A woman we took to be Mohamed’s wife appeared at the door almost immediately, hearing the sound of the rusted hinges opening. She was larger than him, thickly-set but not overweight, bare-faced with jet black hair pulled back in a pony tail. She wore a loose black bodice over a white blouse and a long, grey-black striped skirt. Expressionless, she betrayed only slight irritation in her voice but little surprise, I thought, when Mohamed spoke in Arabic and told her – I surmised – that they had guests for the night. There was a brief conversation between them after which he introduced us to Zainab who then smiled and welcomed us in.
A television spoke from a table in a corner of the room when we entered, sprawled in front of which were two little girls, Mohamed’s daughters, aged between 6 and 8. Dressed in smocks, their chubby, and grubby, faces were framed by black ringlets that fell down their neck and shoulders. The room was furnished with rugs and floor cushions on one of which I guessed Zainab had also been sitting when we arrived. Dividing this space from the kitchen was an ironing board on which was positioned a small bundle of clothes and a heavy iron sitting in its own coal grate.
We were invited to sit on the floor while tea was served. The television remained the focus of attention for the next hour or so, mercifully so as it filled the gaps in the conversation we attempted, mainly directed through Mohamed, until even that petered out. Mohamed, we realised, was going to continue to earn his fee as easily and possible. He said little to rekindle the sparks of conversation and, having brought us this far, showed no inclination to leave the house and show us what little there might be of his village. Zainab spoke only Arabic – she was of Berber descent, we were told – while the girls, who had also shown little reaction to our arrival, peppered their speech with a handful of French and English words when prompted. A consequence of poverty, I realised from this experience, meant having little to do and all day to do it in.
At length I said that we would go out for a walk and asked what there was to see. This was greeted with nods and the girls , Nour and Miriam, were directed to escort us around the village. From somewhere a kite was produced as we exited the courtyard. Mohamed rose only to take me to one side to ask for an advance on the agreed fee: “pour le viande”, he emphasised.
The girls took us each by a hand and directed us to a plot of wasteland on the edge of the village. It was a rocky ampitheatre that stood above and slightly obscured any view of the village looking back. In the opposite direction, the sun was declining over a low range of hills wrinkled with scrub, betraying the location of local water sources. In the middle distance, very evident from their white coats and constant bleating, was a flock of goats. Their dung was scattered about the site and pervaded it with a strong, earthy smell. They were tended by a boy wearing a red and white striped jalabah and carrying a long stick.
This was a communal space on which a number of washing lines had been erected between wooden posts.
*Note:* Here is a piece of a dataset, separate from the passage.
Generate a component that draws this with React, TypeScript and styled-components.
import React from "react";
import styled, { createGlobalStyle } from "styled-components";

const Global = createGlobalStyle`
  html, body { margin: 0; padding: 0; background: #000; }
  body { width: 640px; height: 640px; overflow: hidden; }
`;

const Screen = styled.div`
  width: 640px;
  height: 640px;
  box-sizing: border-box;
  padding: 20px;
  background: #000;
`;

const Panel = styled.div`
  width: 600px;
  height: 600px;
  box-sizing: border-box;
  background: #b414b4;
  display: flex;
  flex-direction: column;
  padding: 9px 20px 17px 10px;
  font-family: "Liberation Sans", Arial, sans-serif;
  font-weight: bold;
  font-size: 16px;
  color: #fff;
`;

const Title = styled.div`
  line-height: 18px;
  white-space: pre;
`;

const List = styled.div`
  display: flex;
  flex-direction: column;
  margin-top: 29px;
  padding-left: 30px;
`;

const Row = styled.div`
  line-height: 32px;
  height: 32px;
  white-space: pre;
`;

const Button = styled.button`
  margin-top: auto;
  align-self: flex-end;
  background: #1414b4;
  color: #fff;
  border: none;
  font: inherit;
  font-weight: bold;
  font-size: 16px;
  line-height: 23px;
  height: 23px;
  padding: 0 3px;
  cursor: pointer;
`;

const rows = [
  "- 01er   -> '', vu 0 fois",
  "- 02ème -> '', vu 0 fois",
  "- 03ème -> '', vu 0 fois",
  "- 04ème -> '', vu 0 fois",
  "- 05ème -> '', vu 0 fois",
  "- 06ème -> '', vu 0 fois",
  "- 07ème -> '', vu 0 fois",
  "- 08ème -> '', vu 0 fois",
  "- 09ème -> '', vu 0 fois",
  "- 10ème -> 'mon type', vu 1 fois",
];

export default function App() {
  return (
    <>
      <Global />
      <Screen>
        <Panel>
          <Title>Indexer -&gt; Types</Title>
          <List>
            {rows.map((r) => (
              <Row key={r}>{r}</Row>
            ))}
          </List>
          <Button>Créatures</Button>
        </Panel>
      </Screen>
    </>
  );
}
Washing had been hung out to take advantage of the breeze that usually sprung up as the sun descended in the late afternoon and, all the time we were there, women came and went with clothes baskets balanced precariously on their heads. While we were standing with the girls, one or two addressed them directly and appeared to berate them for being in the company of “tooreests” but this only seemed to spur the girls into activity to demonstrate how they were enjoying themselves.
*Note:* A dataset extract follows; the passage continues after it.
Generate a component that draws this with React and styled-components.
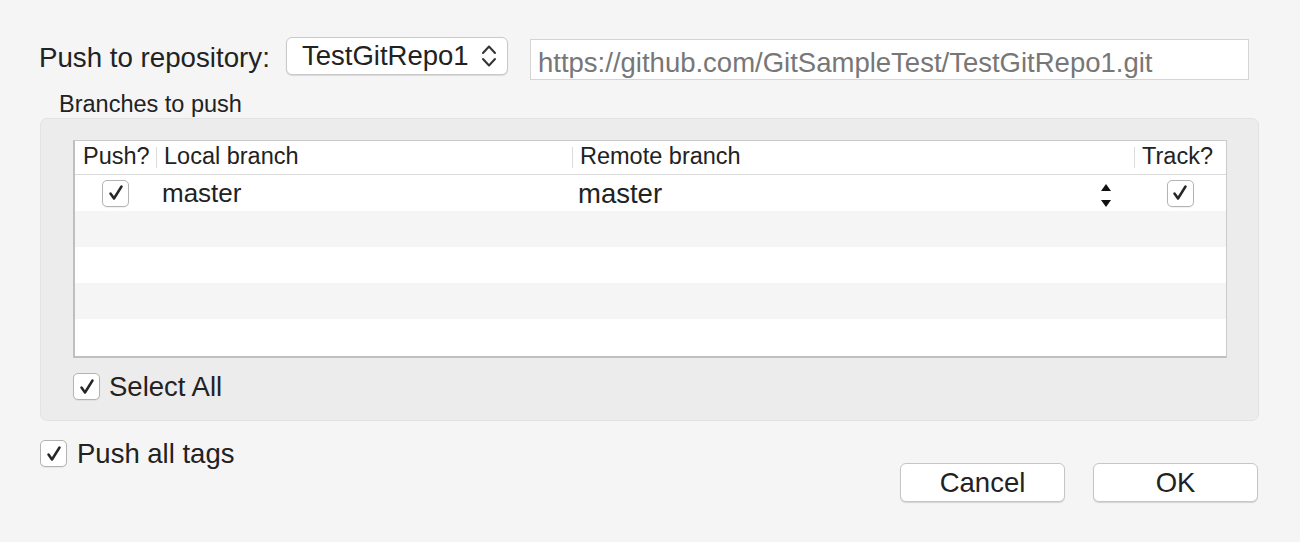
import styled, { createGlobalStyle } from 'styled-components';

const GlobalStyle = createGlobalStyle`
  html, body {
    margin: 0;
    background: #f5f5f5;
  }
  body {
    font-family: 'Liberation Sans', Arial, sans-serif;
    color: #222;
  }
`;

const rows = [
  { local: 'master', remote: 'master', push: true, track: true },
  null,
  null,
  null,
  null,
];

function Check() {
  return (
    <svg width="26" height="26" viewBox="0 0 26 26">
      <path d="M7.5 13.5 L11 18.5 L18.5 6.5" fill="none" stroke="#262626" strokeWidth="2.5" strokeLinecap="round" strokeLinejoin="round" />
    </svg>
  );
}

function Chevrons() {
  return (
    <svg width="18" height="28" viewBox="0 0 18 28">
      <path d="M3 11 L9 4.5 L15 11" fill="none" stroke="#333" strokeWidth="2" strokeLinecap="round" strokeLinejoin="round" />
      <path d="M3 17 L9 23.5 L15 17" fill="none" stroke="#333" strokeWidth="2" strokeLinecap="round" strokeLinejoin="round" />
    </svg>
  );
}

function Stepper() {
  return (
    <svg width="12" height="26" viewBox="0 0 12 26">
      <path d="M1 8 L6 1 L11 8 Z" fill="#111" />
      <path d="M1 17 L11 17 L6 24 Z" fill="#111" />
    </svg>
  );
}

function App() {
  return (
    <>
      <GlobalStyle />
      <Dialog>
        <RepoRow>
          <RepoLabel>Push to repository:</RepoLabel>
          <Popup>
            <span>TestGitRepo1</span>
            <Chevrons />
          </Popup>
          <UrlField>https://github.com/GitSampleTest/TestGitRepo1.git</UrlField>
        </RepoRow>

        <GroupTitle>Branches to push</GroupTitle>
        <GroupBox>
          <Table>
            <HeaderRow>
              <HeadCell $first>Push?</HeadCell>
              <HeadCell>Local branch</HeadCell>
              <HeadCell>Remote branch</HeadCell>
              <HeadCell>Track?</HeadCell>
            </HeaderRow>
            {rows.map((r, i) => (
              <Row key={i} $striped={i % 2 === 1} $last={i === rows.length - 1}>
                <CheckCell>{r && <Box><Check /></Box>}</CheckCell>
                <LocalCell>{r && r.local}</LocalCell>
                <RemoteCell>
                  {r && (
                    <>
                      <span>{r.remote}</span>
                      <Stepper />
                    </>
                  )}
                </RemoteCell>
                <CheckCell>{r && <Box><Check /></Box>}</CheckCell>
              </Row>
            ))}
          </Table>
          <CheckRow $inset>
            <Box><Check /></Box>
            <span>Select All</span>
          </CheckRow>
        </GroupBox>

        <Footer>
          <CheckRow>
            <Box><Check /></Box>
            <span>Push all tags</span>
          </CheckRow>
          <Buttons>
            <Button>Cancel</Button>
            <Button>OK</Button>
          </Buttons>
        </Footer>
      </Dialog>
    </>
  );
}

const Dialog = styled.div`
  width: 1300px;
  height: 542px;
  box-sizing: border-box;
  padding: 37px 41px 0 39px;
`;

const RepoRow = styled.div`
  display: flex;
  align-items: flex-start;
  height: 43px;
`;

const RepoLabel = styled.div`
  width: 247px;
  margin-top: 2px;
  font-size: 27.7px;
  line-height: 37px;
  white-space: nowrap;
`;

const Popup = styled.div`
  width: 222px;
  height: 38px;
  box-sizing: border-box;
  display: flex;
  align-items: center;
  justify-content: space-between;
  padding: 0 9px 0 15px;
  background: #fff;
  border: 1px solid #c9c9c9;
  border-radius: 6px;
  box-shadow: 0 1px 1px rgba(0, 0, 0, 0.12);
  font-size: 27.5px;
`;

const UrlField = styled.div`
  margin-left: 22px;
  margin-top: 2px;
  width: 719px;
  height: 41px;
  box-sizing: border-box;
  padding: 5px 0 0 7px;
  background: #fff;
  border: 1px solid #d4d4d4;
  color: #777;
  font-size: 27.5px;
  line-height: 36px;
  white-space: nowrap;
`;

const GroupTitle = styled.div`
  margin: 11px 0 0 20px;
  font-size: 23.5px;
  line-height: 27px;
`;

const GroupBox = styled.div`
  margin-left: 1px;
  width: 1219px;
  height: 303px;
  box-sizing: border-box;
  padding: 21px 32px 0 32px;
  background: #ececec;
  border: 1px solid #e2e2e2;
  border-radius: 7px;
`;

const Table = styled.div`
  width: 1154px;
  box-sizing: border-box;
  background: #fff;
  border: 1px solid #cacaca;
  border-left: 2px solid #bfbfbf;
  border-bottom: 2px solid #bfbfbf;
`;

const columns = '81px 416px 562px 1fr';

const HeaderRow = styled.div`
  display: grid;
  grid-template-columns: ${columns};
  height: 33px;
  border-bottom: 1px solid #dadada;
`;

const HeadCell = styled.div`
  display: flex;
  align-items: center;
  padding-left: 8px;
  padding-bottom: 2px;
  font-size: 23.5px;
  position: relative;
  &::before {
    content: '';
    display: ${p => (p.$first ? 'none' : 'block')};
    position: absolute;
    left: 0;
    top: 6px;
    bottom: 6px;
    width: 1px;
    background: #dcdcdc;
  }
`;

const Row = styled.div`
  display: grid;
  grid-template-columns: ${columns};
  height: ${p => (p.$last ? '37px' : '36px')};
  background: ${p => (p.$striped ? '#f5f5f5' : '#fff')};
`;

const CheckCell = styled.div`
  display: flex;
  align-items: center;
  justify-content: center;
`;

const LocalCell = styled.div`
  display: flex;
  align-items: center;
  padding-left: 6px;
  font-size: 26px;
`;

const RemoteCell = styled.div`
  display: flex;
  align-items: center;
  justify-content: space-between;
  padding: 2px 22px 0 6px;
  font-size: 27.5px;
  svg {
    margin-top: 3px;
  }
`;

const Box = styled.div`
  width: 27px;
  height: 27px;
  box-sizing: border-box;
  display: flex;
  align-items: center;
  justify-content: center;
  background: #fff;
  border: 1px solid #b3b3b3;
  border-radius: 5px;
  box-shadow: 0 1px 1px rgba(0, 0, 0, 0.06);
  flex-shrink: 0;
  svg {
    margin: -1px;
  }
`;

const CheckRow = styled.div`
  display: flex;
  align-items: center;
  gap: ${p => (p.$inset ? '9px' : '10px')};
  margin-top: ${p => (p.$inset ? '15px' : '0')};
  height: 27px;
  font-size: 27.5px;
  line-height: 27px;
  span {
    padding-bottom: 1px;
  }
`;

const Footer = styled.div`
  display: flex;
  justify-content: space-between;
  align-items: flex-start;
  margin: 19px 1px 0 1px;
`;

const Buttons = styled.div`
  display: flex;
  gap: 28px;
  margin-top: 23px;
`;

const Button = styled.div`
  width: 165px;
  height: 39px;
  box-sizing: border-box;
  display: flex;
  align-items: center;
  justify-content: center;
  background: #fff;
  border: 1px solid #c6c6c6;
  border-radius: 6px;
  box-shadow: 0 1px 1px rgba(0, 0, 0, 0.14);
  font-size: 27.5px;
`;

export default App;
As Nour and Miriam ran about the stony ground trying to get their kite to rise in the breeze from which the washerwomen were taking advantage, we sat on nearby boulders to take in the scene. It was that time of the evening when, around the whole of the Mediterranean, people walk out to take the air and get their appetite. Almost from nowhere we began to see silhouettes of people, individuals and whole familes, walking onto the terrace, feeling the breeze, lifting their faces to the sun and emitting a low chatter of voices across the rocks. The boy with the goats was bringing his flock ever closer, creating a cacophony of bleats while, behind them, a man in full bedouin dress rode sidesaddle on a donkey down the hill and into the village. An almost biblical scene was unfolding before us and the whole atmosphere of our visit suddenly changed.
Back in the village the mood had similarly lifted. Neighbours were out in front of their houses or strolling down the streets and the main square, to which the girls now took us, was an unexpected hive of activity. A handful of market stalls had unfolded for the evening, selling fruit and vegetables, meat, basic dried goods and hardware; a sweet shop was enjoying a brisk trade in ice cream; and a dozen or so children were running, screaming, around a playground in the centre of the square. We bought the girls an ice cream each and sat with them to once again take in the scene. The dusty-dry streets and harsh concrete blocks were still there but barely noticed in the wonderful glow of the evening sun, now slanting almost horizontally into our eyes.
There was a further surprise waiting for us when we returned to Mohamed’s house. A donkey was standing hobbled outside the gate – it tripped itself up in moving away as we approached – and inside, cross-legged on the floor and filling the room with the thick woollen coat that flowed over him, was the old man in Berber dress that we had seen earlier. This was Zainab’s father – I don’t think we were told his name – and he had come into the village to join us for dinner.
Due deference was given to the old gentleman who looked ancient but might have been in his late fifties or sixty. He sat bolt upright with his hands folded over each other in his lap and observed us with piercing blue eyes, smiling broadly with an open mouth that revealed his two remaining teeth. His face was weathered and stubbled and wires of grey hair poked out from under his keffiyeh, his blue and red chequered headdress, held in place with a red cloth braid. He shook our hands with a limp grip and we exchanged “Salams” before joining him on the floor.
Then, almost immediately, dinner was served. Zainab presented Mohamed with a large, shallow bowl which he lowered onto a leather cushion in the centre of the room. It was piled high with steaming couscous and over the top spilled a stew of vegetables and fatty meat. We were invited to start eating, as the old gentleman had already done, clawing couscous with his right hand, squeezing it into a ball and cupping it into his mouth. Mohamed did the same while Zainab pulled lumps of meat from the top of the pile, ripped them apart and fed them to her father. Seeing our hesitation, Mohamed suggested that we might like bowls, to which we agreed and, once provided, we filled them from the main pile and ate greedily as well.
The meat was probably goat and had a pungent, almost rancid smell and taste which discouraged us from eating too much. But the couscous and vegetables were delicious and the gravy in which they were cooked had a strong, herby taste which compensated for the meat. Drunk from the sudden inrush of food and relieved that our stay was turning out better than anticipated just a couple of hours ago, we plied the family with a stream of questions and observations that helped to keep the conversation going for much of the rest of the evening.